At the same time, Congress has failed and refused to open an investigation into the murders, in the process subpoenaing CIA officials to testify what exactly the CIA’s role was in the murders, the identity of the CIA officials who participated in the murders, and whether President Richard Nixon or other high U.S. officials ordered the hit to be made on the two Americans.
Horman’s murder was the subject of the movie “Missing,” starring Jack Lemmon and Sissy Spacek.
The Chilean indictment of a retired U.S. military officer brings a new dimension to the case — the confluence of the two branches of the U.S. national security state — the military and the CIA — to allegedly bring about the murder of two American journalists, on grounds of national security.
What did Horman and Teruggi supposedly do to justify being taken out? The allegation is that during the coup, Horman acquired evidence documenting the U.S. government’s complicity in the coup. Therefore, the argument goes, by acquiring such information Horman became an immediate threat to the national security of the United States.
Moreover, the fact that Horman and Teruggi were leftists, liberals, or socialists who were supporting the socialist regime of Salvador Allende might have also constituted evidence of their being a grave threat to the national security of the United States during the Cold War.
The Chilean indictment of Davis alleges that he gave Horman a ride from the U.S. military installation in Valparaiso, where Horman allegedly acquired the information showing U.S. complicity in the coup, to Horman’s apartment in Santiago.
After that, Horman was picked up by Pinochet’s national-security goons, taken away, and executed.
While no one except the CIA, and possibly the U.S. military, knows exactly what the CIA role was in the murder, the allegation is that the CIA and the military signaled Pinochet that they wanted Horman (and possibly Teruggi) executed but without any evidence pointing to U.S. complicity in the murders.
One ironic twist to this saga involves the murder of a Chilean citizen by the Pinochet regime, on grounds of national security. During his brutal dictatorship, Pinochet sent a national-security hit team to Washington, D.C., where it murdered Orlando Letelier, who had served in the Allende government, on the streets of Washington, D.C. Even though the person who orchestrated the murder, a man named Michael Townley, ultimately got a sweetheart plea deal, no doubt because he had been an agent of the CIA, at least the Justice Department treated the hit as a murder rather than a legitimate assassination by the Pinochet regime to protect Chile’s national security.
On the other hand, however, the U.S. government has never treated the executions of Charles Horman and Michael Teruggi in the same way. Apparently, the notion has been that once the U.S. national security state decides that someone is a threat to national security, including an American, it has the legal authority to eliminate such a threat through assassination.

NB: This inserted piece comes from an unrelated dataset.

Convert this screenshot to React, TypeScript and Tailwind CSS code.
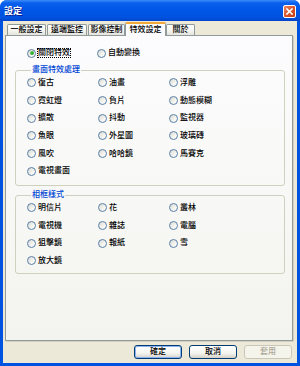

Equally important, the presumption seems to be that the final judge of what constitutes a sufficient threat to national security to justify an assassination of an American or anyone else lies with the national-security state itself, either through the CIA making the determination itself or by following orders of the president.
All of this, of course, is sheer nonsense. There is clear evidence indicating that two Americans have been murdered by agents of the U.S. national security state. This is not a case where the victims are alleged to have played an “operational role” in attacking the United States or even releasing classified information embarrassing to the U.S. government. The very worst thing Horman and Teruggi allegedly did was acquire information from military sources indicating U.S. government complicity in a regime-change operation in a foreign country and of being liberals, leftists, or socialists.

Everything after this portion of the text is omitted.